Ich stelle mich neben ihn, als er wie üblich in die Ferne sieht. Die Aussicht hier ist wirklich schön. Das Grundstück liegt etwas weiter oben in den Bergen, sodass man einen breiten Blick auf die Natur hat.
,,Wieso bist du auf einmal so nett?", frage ich ihn, verwirrt über sein Verhalten.
,,Du stellst mir auch jede Frage, die dir durch den Kopf geht", sagt er genervt, sieht mich aber nicht an.

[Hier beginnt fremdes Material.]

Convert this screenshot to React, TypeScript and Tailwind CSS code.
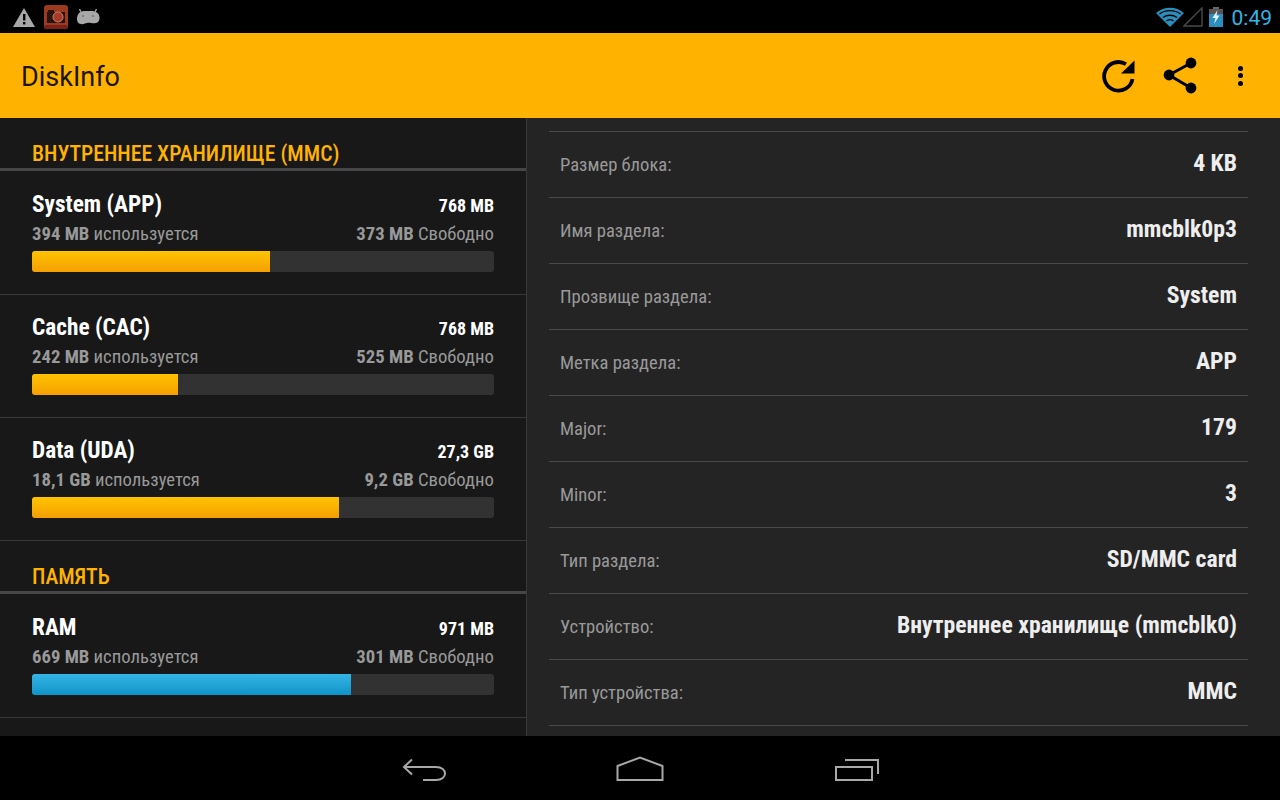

,,Wenn du antworten würdest, wären es nicht mehr so viele", entgegne ich. Ich habe nicht vergessen, was er mir angetan hat, aber ich versuche es zu verdrängen. Er kann es sich ja wohl denken, dass ich ihn hasse. Ich traue mich nicht einmal nah am Pool zu stehen, weil ich befürchte er würde da weiter machen, wo er aufgehört hat.
,,Na schön. Ich beantworte dir nur eine Frage. Such dir eine aus", sagt er und sieht wieder nach vorne. Wieso hat er so gute Laune? Er lächelt zwar nicht, aber ich merke es an seinem Verhalten.
Ohne viel zu überlegen, stelle ich ihm die eine Frage, die mir seit ich hier bin auf dem Herzen liegt.

,,Wieso hast du mich nicht umgebracht?"